• _Task to carry out_
Copy out the data below verbatim.

• _Extracted data_
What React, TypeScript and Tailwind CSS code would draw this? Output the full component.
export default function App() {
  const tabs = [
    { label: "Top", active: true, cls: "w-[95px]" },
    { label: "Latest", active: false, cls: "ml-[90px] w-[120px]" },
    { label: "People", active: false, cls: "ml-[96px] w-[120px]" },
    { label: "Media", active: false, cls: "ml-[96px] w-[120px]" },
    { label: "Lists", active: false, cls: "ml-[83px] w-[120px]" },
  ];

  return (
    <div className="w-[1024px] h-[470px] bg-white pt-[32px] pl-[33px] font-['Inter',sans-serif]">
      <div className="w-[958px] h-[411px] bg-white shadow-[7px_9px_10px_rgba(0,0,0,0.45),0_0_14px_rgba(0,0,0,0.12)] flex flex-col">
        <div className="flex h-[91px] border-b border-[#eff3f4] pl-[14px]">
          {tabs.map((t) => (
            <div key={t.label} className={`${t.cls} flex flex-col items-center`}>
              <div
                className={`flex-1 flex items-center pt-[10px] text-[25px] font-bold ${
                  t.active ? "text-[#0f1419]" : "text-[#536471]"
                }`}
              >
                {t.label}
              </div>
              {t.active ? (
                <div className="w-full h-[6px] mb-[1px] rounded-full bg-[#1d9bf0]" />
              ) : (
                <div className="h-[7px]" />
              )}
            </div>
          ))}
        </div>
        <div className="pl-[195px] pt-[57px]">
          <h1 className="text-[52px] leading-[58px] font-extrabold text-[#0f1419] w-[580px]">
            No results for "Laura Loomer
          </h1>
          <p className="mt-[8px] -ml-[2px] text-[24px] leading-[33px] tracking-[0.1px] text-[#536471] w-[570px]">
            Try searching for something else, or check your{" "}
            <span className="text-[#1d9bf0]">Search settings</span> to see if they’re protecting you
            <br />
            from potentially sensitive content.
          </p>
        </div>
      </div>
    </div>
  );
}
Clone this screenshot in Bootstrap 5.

• _Task answer_
What React, TypeScript and Tailwind CSS code would draw this? Output the full component.
export default function App() {
  const tabs = [
    { label: "Top", active: true, cls: "w-[95px]" },
    { label: "Latest", active: false, cls: "ml-[90px] w-[120px]" },
    { label: "People", active: false, cls: "ml-[96px] w-[120px]" },
    { label: "Media", active: false, cls: "ml-[96px] w-[120px]" },
    { label: "Lists", active: false, cls: "ml-[83px] w-[120px]" },
  ];

  return (
    <div className="w-[1024px] h-[470px] bg-white pt-[32px] pl-[33px] font-['Inter',sans-serif]">
      <div className="w-[958px] h-[411px] bg-white shadow-[7px_9px_10px_rgba(0,0,0,0.45),0_0_14px_rgba(0,0,0,0.12)] flex flex-col">
        <div className="flex h-[91px] border-b border-[#eff3f4] pl-[14px]">
          {tabs.map((t) => (
            <div key={t.label} className={`${t.cls} flex flex-col items-center`}>
              <div
                className={`flex-1 flex items-center pt-[10px] text-[25px] font-bold ${
                  t.active ? "text-[#0f1419]" : "text-[#536471]"
                }`}
              >
                {t.label}
              </div>
              {t.active ? (
                <div className="w-full h-[6px] mb-[1px] rounded-full bg-[#1d9bf0]" />
              ) : (
                <div className="h-[7px]" />
              )}
            </div>
          ))}
        </div>
        <div className="pl-[195px] pt-[57px]">
          <h1 className="text-[52px] leading-[58px] font-extrabold text-[#0f1419] w-[580px]">
            No results for "Laura Loomer
          </h1>
          <p className="mt-[8px] -ml-[2px] text-[24px] leading-[33px] tracking-[0.1px] text-[#536471] w-[570px]">
            Try searching for something else, or check your{" "}
            <span className="text-[#1d9bf0]">Search settings</span> to see if they’re protecting you
            <br />
            from potentially sensitive content.
          </p>
        </div>
      </div>
    </div>
  );
}
Clone this screenshot in Bootstrap 5.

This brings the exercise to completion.